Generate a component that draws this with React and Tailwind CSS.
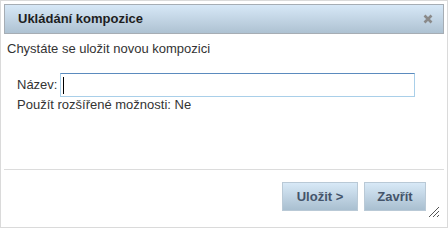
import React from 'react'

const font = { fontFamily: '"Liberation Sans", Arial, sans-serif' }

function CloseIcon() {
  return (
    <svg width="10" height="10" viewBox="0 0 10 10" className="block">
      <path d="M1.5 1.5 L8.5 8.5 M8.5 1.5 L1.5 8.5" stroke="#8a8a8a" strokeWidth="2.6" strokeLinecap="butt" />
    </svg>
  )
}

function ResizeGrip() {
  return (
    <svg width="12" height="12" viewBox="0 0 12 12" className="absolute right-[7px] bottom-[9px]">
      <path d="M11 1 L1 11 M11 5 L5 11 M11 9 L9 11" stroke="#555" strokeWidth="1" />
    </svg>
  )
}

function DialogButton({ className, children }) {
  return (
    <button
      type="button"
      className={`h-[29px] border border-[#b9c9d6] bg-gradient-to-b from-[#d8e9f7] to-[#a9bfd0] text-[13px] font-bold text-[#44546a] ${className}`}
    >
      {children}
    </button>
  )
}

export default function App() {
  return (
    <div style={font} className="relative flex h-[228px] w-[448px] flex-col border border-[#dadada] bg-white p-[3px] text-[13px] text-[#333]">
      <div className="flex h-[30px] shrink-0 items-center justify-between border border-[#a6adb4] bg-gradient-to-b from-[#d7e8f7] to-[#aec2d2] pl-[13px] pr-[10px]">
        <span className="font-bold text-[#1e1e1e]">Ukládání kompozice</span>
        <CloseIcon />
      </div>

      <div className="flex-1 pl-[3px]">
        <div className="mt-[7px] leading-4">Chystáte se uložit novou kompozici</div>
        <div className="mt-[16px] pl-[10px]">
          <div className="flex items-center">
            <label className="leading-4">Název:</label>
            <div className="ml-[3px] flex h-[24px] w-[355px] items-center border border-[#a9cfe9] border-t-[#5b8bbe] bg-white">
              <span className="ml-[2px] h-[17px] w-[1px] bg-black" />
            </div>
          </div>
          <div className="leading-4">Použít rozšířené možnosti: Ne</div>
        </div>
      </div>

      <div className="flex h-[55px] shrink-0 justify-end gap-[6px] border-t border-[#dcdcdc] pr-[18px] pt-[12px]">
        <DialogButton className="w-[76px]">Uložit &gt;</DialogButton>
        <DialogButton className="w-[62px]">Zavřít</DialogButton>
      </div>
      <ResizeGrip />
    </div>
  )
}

• Your goal
Reproduce the whole listing exactly, but not the images in it.

• Exercise result
Generate a component that draws this with React and Tailwind CSS.
import React from 'react'

const font = { fontFamily: '"Liberation Sans", Arial, sans-serif' }

function CloseIcon() {
  return (
    <svg width="10" height="10" viewBox="0 0 10 10" className="block">
      <path d="M1.5 1.5 L8.5 8.5 M8.5 1.5 L1.5 8.5" stroke="#8a8a8a" strokeWidth="2.6" strokeLinecap="butt" />
    </svg>
  )
}

function ResizeGrip() {
  return (
    <svg width="12" height="12" viewBox="0 0 12 12" className="absolute right-[7px] bottom-[9px]">
      <path d="M11 1 L1 11 M11 5 L5 11 M11 9 L9 11" stroke="#555" strokeWidth="1" />
    </svg>
  )
}

function DialogButton({ className, children }) {
  return (
    <button
      type="button"
      className={`h-[29px] border border-[#b9c9d6] bg-gradient-to-b from-[#d8e9f7] to-[#a9bfd0] text-[13px] font-bold text-[#44546a] ${className}`}
    >
      {children}
    </button>
  )
}

export default function App() {
  return (
    <div style={font} className="relative flex h-[228px] w-[448px] flex-col border border-[#dadada] bg-white p-[3px] text-[13px] text-[#333]">
      <div className="flex h-[30px] shrink-0 items-center justify-between border border-[#a6adb4] bg-gradient-to-b from-[#d7e8f7] to-[#aec2d2] pl-[13px] pr-[10px]">
        <span className="font-bold text-[#1e1e1e]">Ukládání kompozice</span>
        <CloseIcon />
      </div>

      <div className="flex-1 pl-[3px]">
        <div className="mt-[7px] leading-4">Chystáte se uložit novou kompozici</div>
        <div className="mt-[16px] pl-[10px]">
          <div className="flex items-center">
            <label className="leading-4">Název:</label>
            <div className="ml-[3px] flex h-[24px] w-[355px] items-center border border-[#a9cfe9] border-t-[#5b8bbe] bg-white">
              <span className="ml-[2px] h-[17px] w-[1px] bg-black" />
            </div>
          </div>
          <div className="leading-4">Použít rozšířené možnosti: Ne</div>
        </div>
      </div>

      <div className="flex h-[55px] shrink-0 justify-end gap-[6px] border-t border-[#dcdcdc] pr-[18px] pt-[12px]">
        <DialogButton className="w-[76px]">Uložit &gt;</DialogButton>
        <DialogButton className="w-[62px]">Zavřít</DialogButton>
      </div>
      <ResizeGrip />
    </div>
  )
}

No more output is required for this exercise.